Written problem - Reproduce each line that includes the word "table".

Data shown -

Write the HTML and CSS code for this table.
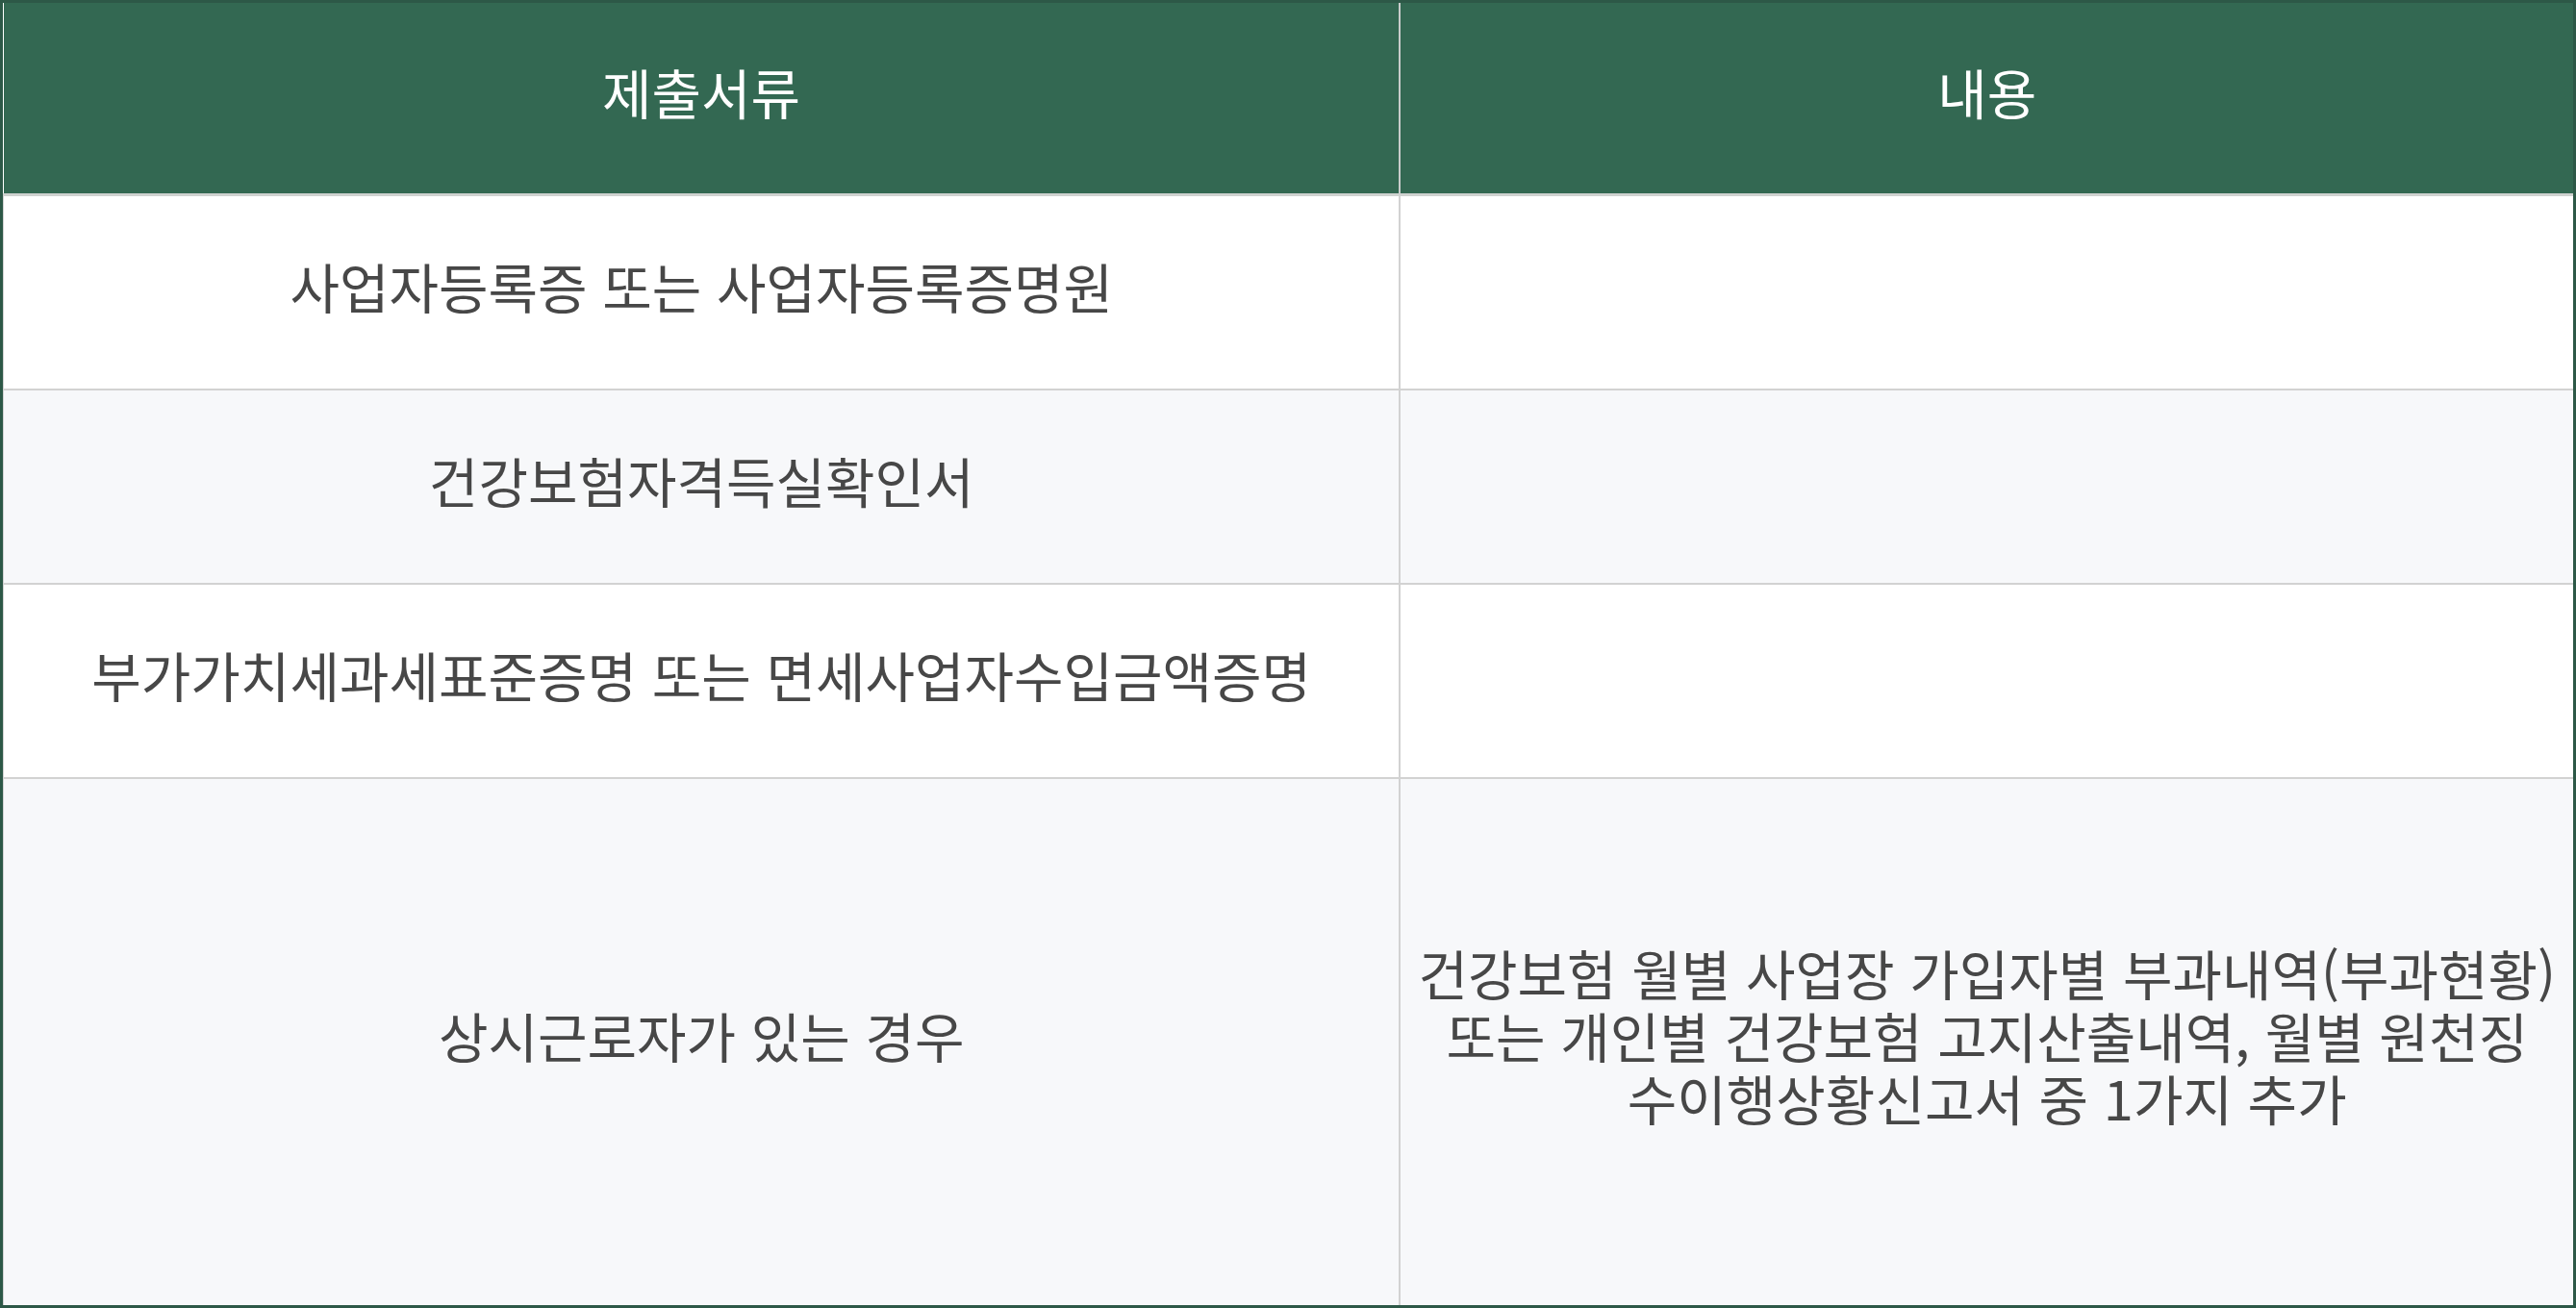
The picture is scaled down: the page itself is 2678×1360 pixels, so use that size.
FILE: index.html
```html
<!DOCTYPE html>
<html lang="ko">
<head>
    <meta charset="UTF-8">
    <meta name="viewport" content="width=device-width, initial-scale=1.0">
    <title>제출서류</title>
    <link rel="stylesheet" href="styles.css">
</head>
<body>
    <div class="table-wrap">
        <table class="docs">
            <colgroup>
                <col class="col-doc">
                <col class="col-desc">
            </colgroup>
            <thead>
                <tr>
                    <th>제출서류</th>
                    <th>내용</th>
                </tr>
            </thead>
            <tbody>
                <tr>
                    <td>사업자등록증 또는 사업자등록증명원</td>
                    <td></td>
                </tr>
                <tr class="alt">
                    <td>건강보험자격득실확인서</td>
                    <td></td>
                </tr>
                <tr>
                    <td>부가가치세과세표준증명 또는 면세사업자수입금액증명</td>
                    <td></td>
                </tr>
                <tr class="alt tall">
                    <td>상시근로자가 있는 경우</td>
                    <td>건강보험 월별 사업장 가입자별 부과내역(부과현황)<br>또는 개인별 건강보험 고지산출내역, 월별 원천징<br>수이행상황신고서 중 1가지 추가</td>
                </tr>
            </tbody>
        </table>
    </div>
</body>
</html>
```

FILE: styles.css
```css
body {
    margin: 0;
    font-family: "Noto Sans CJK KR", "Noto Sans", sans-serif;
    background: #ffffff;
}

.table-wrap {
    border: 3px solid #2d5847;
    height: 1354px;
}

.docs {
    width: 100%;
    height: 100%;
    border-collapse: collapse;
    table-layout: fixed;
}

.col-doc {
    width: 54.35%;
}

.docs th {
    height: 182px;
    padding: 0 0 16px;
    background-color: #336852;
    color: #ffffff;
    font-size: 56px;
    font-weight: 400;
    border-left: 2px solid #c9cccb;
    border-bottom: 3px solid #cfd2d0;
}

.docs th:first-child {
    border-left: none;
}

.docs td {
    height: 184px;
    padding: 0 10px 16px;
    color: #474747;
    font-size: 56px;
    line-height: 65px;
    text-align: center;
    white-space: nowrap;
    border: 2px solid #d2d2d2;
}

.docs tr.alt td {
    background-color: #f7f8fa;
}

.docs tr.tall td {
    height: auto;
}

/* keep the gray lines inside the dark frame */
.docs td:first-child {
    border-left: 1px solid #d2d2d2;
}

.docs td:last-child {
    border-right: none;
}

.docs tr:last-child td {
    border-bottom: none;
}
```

Answer -
Write the HTML and CSS code for this table.
    <div class="table-wrap">
        <table class="docs">
        </table>
.table-wrap {
    table-layout: fixed;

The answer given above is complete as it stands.